● Aim
Quote the data below in full, minus the images.

..........

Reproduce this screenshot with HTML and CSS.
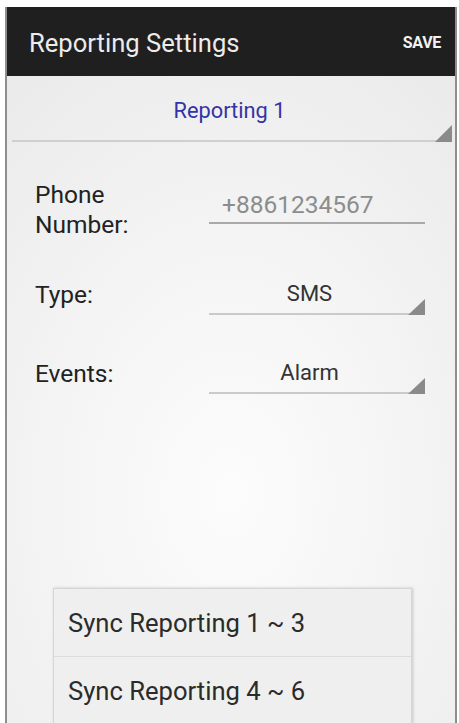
FILE: index.html
```html
<!DOCTYPE html>
<html>
<head>
<meta charset="utf-8">
<link rel="stylesheet" href="styles.css">
</head>
<body>
<div class="screen">
  <header class="appbar">
    <span class="title">Reporting Settings</span>
    <span class="action">SAVE</span>
  </header>
  <main class="content">
    <div class="top-spinner">
      <span class="top-spinner-text">Reporting 1</span>
      <svg class="tri tri-top" width="17" height="17" viewBox="0 0 17 17"><polygon points="17,0 17,17 0,17" fill="#8a8a8a"/></svg>
    </div>
    <div class="row row-phone">
      <div class="label">Phone<br>Number:</div>
      <div class="edit">+8861234567</div>
    </div>
    <div class="row row-type">
      <div class="label">Type:</div>
      <div class="spinner">SMS
        <svg class="tri tri-field" width="17" height="16" viewBox="0 0 17 16"><polygon points="17,0 17,16 0,16" fill="#8a8a8a"/></svg>
      </div>
    </div>
    <div class="row row-events">
      <div class="label">Events:</div>
      <div class="spinner">Alarm
        <svg class="tri tri-field" width="17" height="16" viewBox="0 0 17 16"><polygon points="17,0 17,16 0,16" fill="#8a8a8a"/></svg>
      </div>
    </div>
  </main>
  <div class="menu">
    <div class="menu-item">Sync Reporting 1 ~ 3</div>
    <div class="menu-item">Sync Reporting 4 ~ 6</div>
  </div>
</div>
</body>
</html>
```

FILE: styles.css
```css
html, body {
  margin: 0;
  padding: 0;
  background: #ffffff;
  font-family: Roboto, "Liberation Sans", sans-serif;
}

.screen {
  position: relative;
  margin: 7px 0 0 5px;
  width: 452px;
  height: 716px;
  box-sizing: border-box;
  border-left: 2px solid #8e8e8e;
  border-right: 2px solid #8e8e8e;
  overflow: hidden;
  display: flex;
  flex-direction: column;
  background: radial-gradient(ellipse 80% 70% at 50% 68%, #fcfcfc 0%, #f5f5f5 45%, #ebebeb 100%);
}

.appbar {
  height: 69px;
  flex: none;
  background: #1f1f1f;
  display: flex;
  align-items: center;
  justify-content: space-between;
  padding: 2px 16px 0 24px;
  box-sizing: border-box;
  margin-left: -2px;
  margin-right: -2px;
}

.title {
  color: #ececec;
  font-size: 25.6px;
}

.action {
  color: #f2f2f2;
  font-size: 16px;
  font-weight: bold;
  letter-spacing: -0.3px;
}

.content {
  flex: 1;
  display: flex;
  flex-direction: column;
}

.top-spinner {
  position: relative;
  height: 66px;
  box-sizing: border-box;
  margin: 0 4px 0 5px;
  border-bottom: 2px solid #cfcfcf;
  padding-bottom: 16px;
  display: flex;
  align-items: flex-end;
  justify-content: center;
}

.top-spinner-text {
  color: #3434a6;
  font-size: 21.8px;
  line-height: 26px;
  margin-right: 4px;
}

.tri {
  position: absolute;
  display: block;
}

.tri-top {
  right: -1px;
  bottom: -2px;
}

.row {
  display: flex;
  align-items: flex-start;
  padding-left: 28px;
}

.label {
  width: 174px;
  flex: none;
  color: #222222;
  font-size: 24.5px;
  line-height: 30px;
}

.row-phone {
  margin-top: 38px;
}

.row-type {
  margin-top: 39px;
}

.row-events {
  margin-top: 43px;
}

.row-type .label,
.row-events .label {
  margin-top: 1px;
}

.edit {
  width: 216px;
  margin-top: 10px;
  box-sizing: border-box;
  padding-left: 13px;
  padding-bottom: 2px;
  border-bottom: 2px solid #a9a9a9;
  color: #8c8c8c;
  font-size: 24.5px;
  line-height: 30px;
}

.spinner {
  position: relative;
  width: 216px;
  box-sizing: border-box;
  padding-right: 15px;
  padding-bottom: 4px;
  border-bottom: 2px solid #cacaca;
  text-align: center;
  color: #333333;
  font-size: 22px;
  line-height: 30px;
}

.tri-field {
  right: 0;
  bottom: -2px;
}

.menu {
  position: absolute;
  left: 46px;
  top: 581px;
  width: 357px;
  background: #efefef;
  border: 1px solid #d6d6d6;
  border-bottom: none;
  box-shadow: 1px 0 3px rgba(0, 0, 0, 0.18);
}

.menu-item {
  height: 67px;
  line-height: 68px;
  padding-left: 14px;
  font-size: 25.6px;
  color: #2b2b2b;
}

.menu-item + .menu-item {
  border-top: 1px solid #dcdcdc;
}
```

..........

● Exercise result
Reproduce this screenshot with HTML and CSS.
FILE: index.html
```html
<!DOCTYPE html>
<html>
<head>
<meta charset="utf-8">
<link rel="stylesheet" href="styles.css">
</head>
<body>
<div class="screen">
  <header class="appbar">
    <span class="title">Reporting Settings</span>
    <span class="action">SAVE</span>
  </header>
  <main class="content">
    <div class="top-spinner">
      <span class="top-spinner-text">Reporting 1</span>
      <svg class="tri tri-top" width="17" height="17" viewBox="0 0 17 17"><polygon points="17,0 17,17 0,17" fill="#8a8a8a"/></svg>
    </div>
    <div class="row row-phone">
      <div class="label">Phone<br>Number:</div>
      <div class="edit">+8861234567</div>
    </div>
    <div class="row row-type">
      <div class="label">Type:</div>
      <div class="spinner">SMS
        <svg class="tri tri-field" width="17" height="16" viewBox="0 0 17 16"><polygon points="17,0 17,16 0,16" fill="#8a8a8a"/></svg>
      </div>
    </div>
    <div class="row row-events">
      <div class="label">Events:</div>
      <div class="spinner">Alarm
        <svg class="tri tri-field" width="17" height="16" viewBox="0 0 17 16"><polygon points="17,0 17,16 0,16" fill="#8a8a8a"/></svg>
      </div>
    </div>
  </main>
  <div class="menu">
    <div class="menu-item">Sync Reporting 1 ~ 3</div>
    <div class="menu-item">Sync Reporting 4 ~ 6</div>
  </div>
</div>
</body>
</html>
```

FILE: styles.css
```css
html, body {
  margin: 0;
  padding: 0;
  background: #ffffff;
  font-family: Roboto, "Liberation Sans", sans-serif;
}

.screen {
  position: relative;
  margin: 7px 0 0 5px;
  width: 452px;
  height: 716px;
  box-sizing: border-box;
  border-left: 2px solid #8e8e8e;
  border-right: 2px solid #8e8e8e;
  overflow: hidden;
  display: flex;
  flex-direction: column;
  background: radial-gradient(ellipse 80% 70% at 50% 68%, #fcfcfc 0%, #f5f5f5 45%, #ebebeb 100%);
}

.appbar {
  height: 69px;
  flex: none;
  background: #1f1f1f;
  display: flex;
  align-items: center;
  justify-content: space-between;
  padding: 2px 16px 0 24px;
  box-sizing: border-box;
  margin-left: -2px;
  margin-right: -2px;
}

.title {
  color: #ececec;
  font-size: 25.6px;
}

.action {
  color: #f2f2f2;
  font-size: 16px;
  font-weight: bold;
  letter-spacing: -0.3px;
}

.content {
  flex: 1;
  display: flex;
  flex-direction: column;
}

.top-spinner {
  position: relative;
  height: 66px;
  box-sizing: border-box;
  margin: 0 4px 0 5px;
  border-bottom: 2px solid #cfcfcf;
  padding-bottom: 16px;
  display: flex;
  align-items: flex-end;
  justify-content: center;
}

.top-spinner-text {
  color: #3434a6;
  font-size: 21.8px;
  line-height: 26px;
  margin-right: 4px;
}

.tri {
  position: absolute;
  display: block;
}

.tri-top {
  right: -1px;
  bottom: -2px;
}

.row {
  display: flex;
  align-items: flex-start;
  padding-left: 28px;
}

.label {
  width: 174px;
  flex: none;
  color: #222222;
  font-size: 24.5px;
  line-height: 30px;
}

.row-phone {
  margin-top: 38px;
}

.row-type {
  margin-top: 39px;
}

.row-events {
  margin-top: 43px;
}

.row-type .label,
.row-events .label {
  margin-top: 1px;
}

.edit {
  width: 216px;
  margin-top: 10px;
  box-sizing: border-box;
  padding-left: 13px;
  padding-bottom: 2px;
  border-bottom: 2px solid #a9a9a9;
  color: #8c8c8c;
  font-size: 24.5px;
  line-height: 30px;
}

.spinner {
  position: relative;
  width: 216px;
  box-sizing: border-box;
  padding-right: 15px;
  padding-bottom: 4px;
  border-bottom: 2px solid #cacaca;
  text-align: center;
  color: #333333;
  font-size: 22px;
  line-height: 30px;
}

.tri-field {
  right: 0;
  bottom: -2px;
}

.menu {
  position: absolute;
  left: 46px;
  top: 581px;
  width: 357px;
  background: #efefef;
  border: 1px solid #d6d6d6;
  border-bottom: none;
  box-shadow: 1px 0 3px rgba(0, 0, 0, 0.18);
}

.menu-item {
  height: 67px;
  line-height: 68px;
  padding-left: 14px;
  font-size: 25.6px;
  color: #2b2b2b;
}

.menu-item + .menu-item {
  border-top: 1px solid #dcdcdc;
}
```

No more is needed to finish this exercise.